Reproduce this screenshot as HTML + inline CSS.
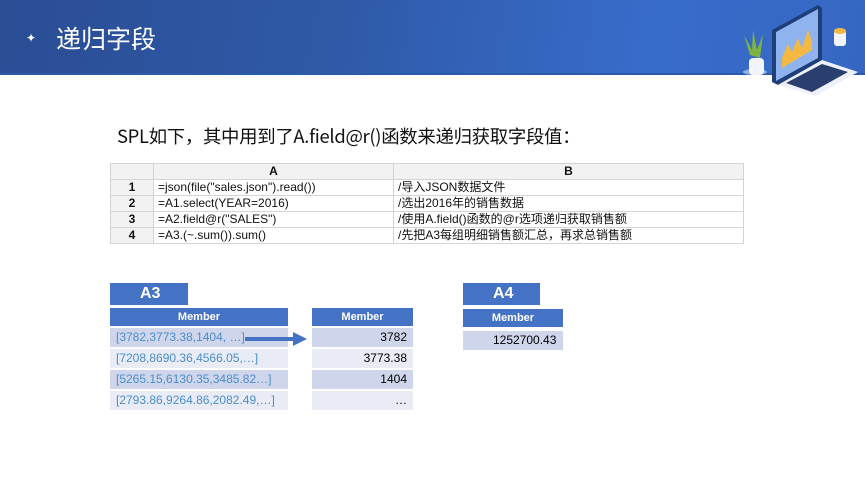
<!DOCTYPE html><html><head><meta charset="utf-8"><style>
*{margin:0;padding:0;box-sizing:border-box}
body{width:865px;height:487px;background:#fff;position:relative;overflow:hidden;font-family:"Liberation Sans","Noto Sans CJK SC",sans-serif}
.hdr{position:absolute;left:0;top:0;width:865px;height:75px;background:linear-gradient(100deg,#2a4d94 0%,#2f5aa8 40%,#386ccb 75%,#3567c2 100%);border-bottom:2px solid #2c5aa8}
.ab{position:absolute}
table{border-collapse:collapse;position:absolute}
.t1{left:110px;top:163px;font-size:12px}
.t1 td{border:1px solid #d4d4d4;height:16px;padding:0 4px;line-height:15px;color:#111}
.t1 .n{width:43px;text-align:center;font-weight:bold;background:#f2f2f2}
.t1 tr:first-child td{background:#f2f2f2;font-weight:bold;text-align:center}
.tab{position:absolute;background:#4472c4;color:#fff;font-weight:bold;font-size:16px;line-height:22px;padding-left:30px;height:22px}
.mh{position:absolute;background:#4472c4;color:#fff;font-weight:bold;font-size:11px;text-align:center;line-height:18px;height:18px}
.r{position:absolute;font-size:12px;line-height:19px;height:19px}
.d{background:#cfd5ea}.l{background:#e9ebf5}
</style></head><body>
<div class="hdr"></div>
<div class="ab" style="left:26px;top:31px;color:#fff;font-size:12px">✦</div>
<div class="ab" style="left:56px;top:21px;color:#fff;font-size:25px;font-family:'Noto Sans CJK SC',sans-serif;line-height:34px">递归字段</div>
<svg class="ab" style="left:730px;top:0" width="135" height="95" viewBox="0 0 135 95">
<ellipse cx="25" cy="72" rx="12" ry="3" fill="#8fb0e6"/>
<path d="M20 55 L14 35 L22 50 L23 30 L27 50 L33 34 L30 58Z" fill="#7cb342"/>
<rect x="19" y="58" width="15" height="17" rx="4" fill="#f2f4fb"/>
<path d="M42 30 L88 5 L92 8 L92 60 L48 85 L42 82Z" fill="#1e3f7a"/>
<path d="M46 32 L88 9 L88 58 L46 81Z" fill="#8fb3ee"/>
<path d="M52 58 L58 44 L62 52 L68 38 L72 48 L78 30 L82 42 L82 50 L52 68Z" fill="#f4b942"/>
<path d="M48 85 L92 60 L128 72 L86 96Z" fill="#eef1fb"/>
<path d="M56 83 L92 64 L118 72 L82 92Z" fill="#2a3f6e"/>
<rect x="104" y="30" width="12" height="16" rx="3" fill="#f2f4fb"/>
<ellipse cx="110" cy="31" rx="6" ry="3" fill="#f4b942"/>
</svg>
<div class="ab" style="left:117px;top:124px;font-size:18.4px;color:#111;font-family:'Noto Sans CJK SC','Liberation Sans',sans-serif;line-height:24px;letter-spacing:-0.3px">SPL如下，其中用到了A.field@r()函数来递归获取字段值：</div>
<table class="t1">
<tr><td class="n"></td><td style="width:240px">A</td><td style="width:350px">B</td></tr>
<tr><td class="n">1</td><td>=json(file("sales.json").read())</td><td>/导入JSON数据文件</td></tr>
<tr><td class="n">2</td><td>=A1.select(YEAR=2016)</td><td>/选出2016年的销售数据</td></tr>
<tr><td class="n">3</td><td>=A2.field@r("SALES")</td><td>/使用A.field()函数的@r选项递归获取销售额</td></tr>
<tr><td class="n">4</td><td>=A3.(~.sum()).sum()</td><td>/先把A3每组明细销售额汇总，再求总销售额</td></tr>
</table>
<div class="tab" style="left:110px;top:283px;width:78px">A3</div>
<div class="mh" style="left:110px;top:308px;width:178px">Member</div>
<div class="r d" style="left:110px;top:328px;width:178px;color:#4a8fcb;padding-left:6px">[3782,3773.38,1404, …]</div>
<div class="r l" style="left:110px;top:349px;width:178px;color:#4a8fcb;padding-left:6px">[7208,8690.36,4566.05,…]</div>
<div class="r d" style="left:110px;top:370px;width:178px;color:#4a8fcb;padding-left:6px">[5265.15,6130.35,3485.82…]</div>
<div class="r l" style="left:110px;top:391px;width:178px;color:#4a8fcb;padding-left:6px">[2793.86,9264.86,2082.49,…]</div>
<div class="mh" style="left:312px;top:308px;width:101px">Member</div>
<div class="r d" style="left:312px;top:328px;width:101px;text-align:right;padding-right:6px">3782</div>
<div class="r l" style="left:312px;top:349px;width:101px;text-align:right;padding-right:6px">3773.38</div>
<div class="r d" style="left:312px;top:370px;width:101px;text-align:right;padding-right:6px">1404</div>
<div class="r l" style="left:312px;top:391px;width:101px;text-align:right;padding-right:6px">…</div>
<svg class="ab" style="left:245px;top:332px" width="62" height="14"><rect x="0" y="5" width="50" height="4" fill="#4472c4"/><path d="M48 0 L62 7 L48 14Z" fill="#4472c4"/></svg>
<div class="tab" style="left:463px;top:283px;width:77px">A4</div>
<div class="mh" style="left:463px;top:309px;width:100px">Member</div>
<div class="r d" style="left:463px;top:331px;width:100px;padding-left:30px">1252700.43</div>
</body></html>
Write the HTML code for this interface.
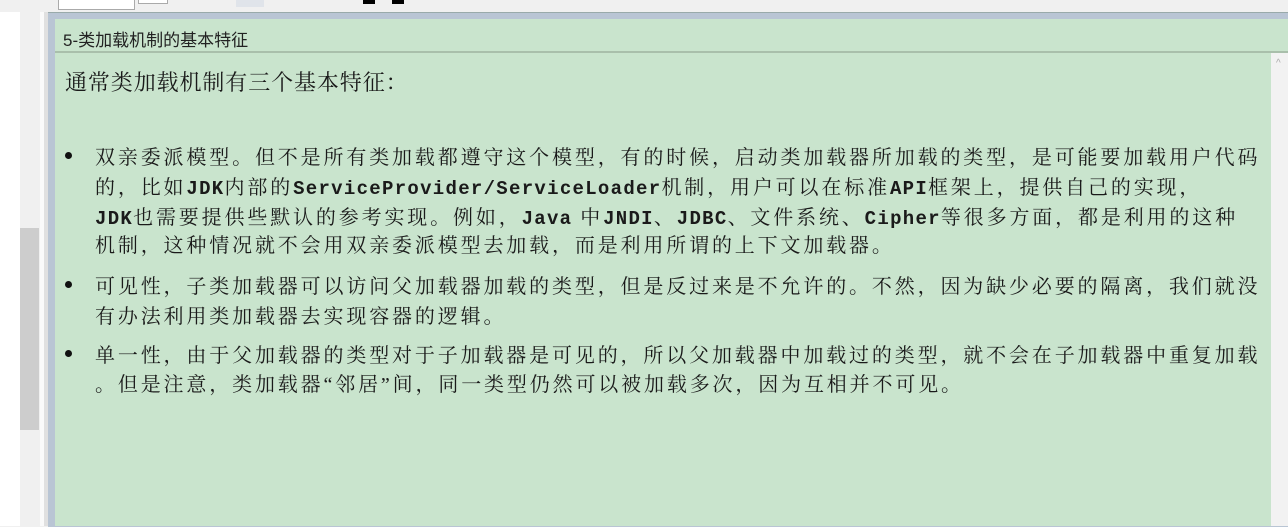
<!DOCTYPE html>
<html><head><meta charset="utf-8"><style>
body{margin:0;width:1288px;height:526px;overflow:hidden;background:#f0f0f0;position:relative;font-family:"Liberation Sans","Noto Sans CJK SC",sans-serif;}
.abs{position:absolute}
.l{font-size:20px;letter-spacing:2.85px;color:#1a1a1a;white-space:nowrap;position:absolute;left:95px;font-family:"Liberation Serif","Noto Serif CJK SC",serif;}
.m{font-family:"Liberation Mono","Noto Sans CJK SC",monospace;font-weight:bold;letter-spacing:1.3px;font-size:19px}
.b{position:absolute;left:65px;width:7px;height:7px;border-radius:50%;background:#111}
</style></head><body>
<div class="abs" style="left:0;top:0;width:20px;height:526px;background:#fff"></div>
<div class="abs" style="left:20px;top:0;width:20px;height:526px;background:#f0f0f0"></div>
<div class="abs" style="left:20px;top:228px;width:19px;height:202px;background:#cdcdcd"></div>
<div class="abs" style="left:40px;top:0;width:4px;height:526px;background:#fafafa"></div>
<div class="abs" style="left:44px;top:0;width:4px;height:526px;background:#e0e0e0"></div>
<div class="abs" style="left:0;top:0;width:1288px;height:12px;background:#f0f0f0"></div>
<div class="abs" style="left:58px;top:0;width:75px;height:9px;background:#fff;border:1px solid #aaa;border-top:0"></div>
<div class="abs" style="left:138px;top:0;width:28px;height:3px;background:#fff;border:1px solid #aaa;border-top:0"></div>
<div class="abs" style="left:236px;top:0;width:28px;height:7px;background:#e0e4ea"></div>
<div class="abs" style="left:363px;top:0;width:12px;height:4px;background:#000"></div>
<div class="abs" style="left:392px;top:0;width:12px;height:4px;background:#000"></div>
<div class="abs" style="left:48px;top:12px;width:1240px;height:514px;background:#b9c5d4;border-top:1px solid #9aa"></div>
<div class="abs" style="left:55px;top:19px;width:1233px;height:507px;background:#c9e4cd"></div>
<div class="abs" style="left:63px;top:26px;font-size:17px;color:#222">5-类加载机制的基本特征</div>
<div class="abs" style="left:55px;top:51px;width:1233px;height:2px;background:#a9bfab"></div>
<div class="abs" style="left:1271px;top:53px;width:17px;height:473px;background:#f2f2f2"></div>
<div class="abs" style="left:1276px;top:58px;font-size:10px;color:#aaa">^</div>
<div class="abs" style="left:65px;top:66px;font-size:22px;letter-spacing:0.9px;color:#1a1a1a;font-family:'Liberation Serif','Noto Serif CJK SC',serif">通常类加载机制有三个基本特征：</div>
<div class="b" style="top:152px"></div>
<div class="l" style="top:141px">双亲委派模型。但不是所有类加载都遵守这个模型，有的时候，启动类加载器所加载的类型，是可能要加载用户代码</div>
<div class="l" style="top:171px">的，比如<span class="m">JDK</span>内部的<span class="m">ServiceProvider/ServiceLoader</span>机制，用户可以在标准<span class="m">API</span>框架上，提供自己的实现，</div>
<div class="l" style="top:201px"><span class="m">JDK</span>也需要提供些默认的参考实现。例如，<span class="m">Java</span> 中<span class="m">JNDI</span>、<span class="m">JDBC</span>、文件系统、<span class="m">Cipher</span>等很多方面，都是利用的这种</div>
<div class="l" style="top:229px">机制，这种情况就不会用双亲委派模型去加载，而是利用所谓的上下文加载器。</div>
<div class="b" style="top:281px"></div>
<div class="l" style="top:270px">可见性，子类加载器可以访问父加载器加载的类型，但是反过来是不允许的。不然，因为缺少必要的隔离，我们就没</div>
<div class="l" style="top:300px">有办法利用类加载器去实现容器的逻辑。</div>
<div class="b" style="top:350px"></div>
<div class="l" style="top:339px">单一性，由于父加载器的类型对于子加载器是可见的，所以父加载器中加载过的类型，就不会在子加载器中重复加载</div>
<div class="l" style="top:368px">。但是注意，类加载器“邻居”间，同一类型仍然可以被加载多次，因为互相并不可见。</div>
</body></html>
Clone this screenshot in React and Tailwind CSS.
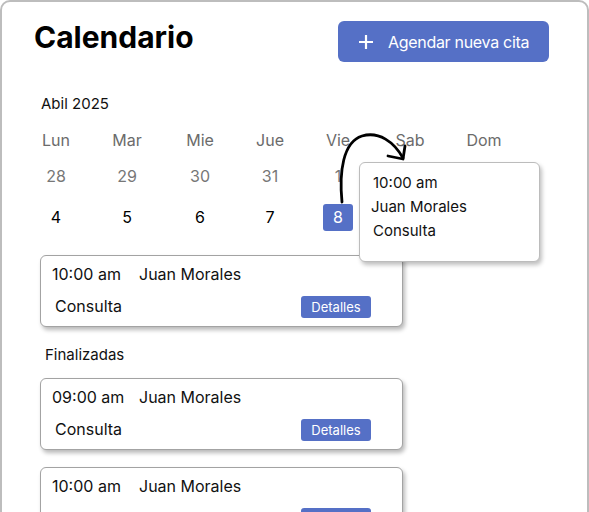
import React from 'react';

const weekDays = ['Lun', 'Mar', 'Mie', 'Jue', 'Vie', 'Sab', 'Dom'];
const prevDays = ['28', '29', '30', '31', '1', '', ''];
const nextDays = ['4', '5', '6', '7', '8', '', ''];

const AppointmentCard = ({ time, name, type, className = '' }) => (
  <div
    className={`ml-[38px] w-[363px] h-[72px] shrink-0 rounded-[6px] border border-[#a3a3a3] bg-white shadow-[2px_3px_4px_rgba(0,0,0,0.28)] pl-[11px] pr-[31px] pt-[7px] ${className}`}
  >
    <div className="flex text-[16px] leading-[22px] text-[#111]">
      <span className="w-[87px]">{time}</span>
      <span>{name}</span>
    </div>
    <div className="mt-[11px] flex items-start justify-between">
      <span className="ml-[3px] text-[16px] leading-[20px] text-[#111]">{type}</span>
      <button className="w-[70px] h-[22px] rounded-[3px] bg-[#5570c6] text-white text-[13px] leading-[22px]">
        Detalles
      </button>
    </div>
  </div>
);

const App = () => {
  return (
    <div className="relative w-[589px] h-[512px] overflow-hidden bg-white font-['Inter',sans-serif]">
      <div className="flex flex-col h-[530px] rounded-t-[10px] border-2 border-[#bdbdbd]">
        <div className="flex items-start justify-between pt-[19px] pl-[32px] pr-[38px]">
          <h1 className="-mt-[2px] text-[30px] leading-[36px] font-bold text-black">Calendario</h1>
          <button className="flex items-center w-[211px] h-[41px] rounded-[6px] bg-[#5570c6] pl-[21px] text-white text-[16px] tracking-[-0.3px]">
            <svg width="14" height="14" viewBox="0 0 14 14" className="mr-[15px]">
              <path d="M7 0.5v13M0.5 7h13" stroke="white" strokeWidth="2.2" strokeLinecap="round" />
            </svg>
            Agendar nueva cita
          </button>
        </div>

        <p className="mt-[32px] pl-[39px] text-[15px] leading-[20px] text-[#111]">Abil 2025</p>

        <div className="mt-[8px] ml-[19px] grid grid-cols-[70px_72px_74px_66px_70px_74px_74px]">
          {weekDays.map((d) => (
            <div key={d} className="h-[36px] flex items-center justify-center text-[16px] text-[#6b6b6b]">
              {d}
            </div>
          ))}
          {prevDays.map((d, i) => (
            <div key={'p' + i} className="h-[36px] flex items-center justify-center text-[16px] text-[#777]">
              {d}
            </div>
          ))}
          {nextDays.map((d, i) => (
            <div key={'n' + i} className="h-[46px] flex items-center justify-center text-[16px] text-black">
              {d === '8' ? (
                <span className="w-[30px] h-[27px] rounded-[3px] bg-[#5570c6] text-white flex items-center justify-center">
                  8
                </span>
              ) : (
                d
              )}
            </div>
          ))}
        </div>

        <AppointmentCard className="mt-[15px]" time="10:00 am" name="Juan Morales" type="Consulta" />

        <p className="mt-[18px] pl-[43px] text-[15px] leading-[20px] text-[#111]">Finalizadas</p>

        <AppointmentCard className="mt-[13px]" time="09:00 am" name="Juan Morales" type="Consulta" />
        <AppointmentCard className="mt-[17px]" time="10:00 am" name="Juan Morales" type="Consulta" />
      </div>

      <div className="absolute left-[359px] top-[162px] w-[181px] h-[100px] rounded-[6px] border border-[#bcbcbc] bg-white shadow-[2px_3px_4px_rgba(0,0,0,0.25)] pt-[8px] pl-[13px] text-[15px] leading-[24px] text-[#111] z-10">
        <p>10:00 am</p>
        <p className="-ml-[2px]">Juan Morales</p>
        <p>Consulta</p>
      </div>

      <svg className="absolute inset-0 z-20 pointer-events-none" width="589" height="512" viewBox="0 0 589 512">
        <path
          d="M342 202 C339 172 343 142 362 136 C379 131 394 142 403 158"
          fill="none"
          stroke="black"
          strokeWidth="2.8"
          strokeLinecap="round"
        />
        <path
          d="M405 146 L403 159 L388 156"
          fill="none"
          stroke="black"
          strokeWidth="2.8"
          strokeLinecap="round"
          strokeLinejoin="round"
        />
      </svg>
    </div>
  );
};

export default App;
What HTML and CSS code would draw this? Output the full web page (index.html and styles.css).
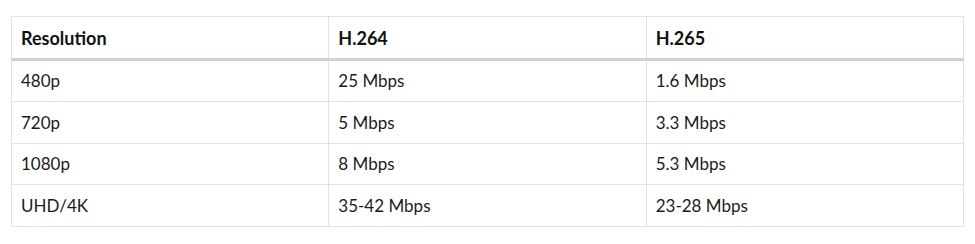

§ Exercise prompt:
Give again, word for word, the part that opens with the line containing "Clone this screenshot" and closes with the one containing "const nextDays = ['4', '5', '6', '7', '8', '', ''];". Include both of those lines and skip all pictures.

§ Written response:
Clone this screenshot in React and Tailwind CSS.
import React from 'react';

const weekDays = ['Lun', 'Mar', 'Mie', 'Jue', 'Vie', 'Sab', 'Dom'];
const prevDays = ['28', '29', '30', '31', '1', '', ''];
const nextDays = ['4', '5', '6', '7', '8', '', ''];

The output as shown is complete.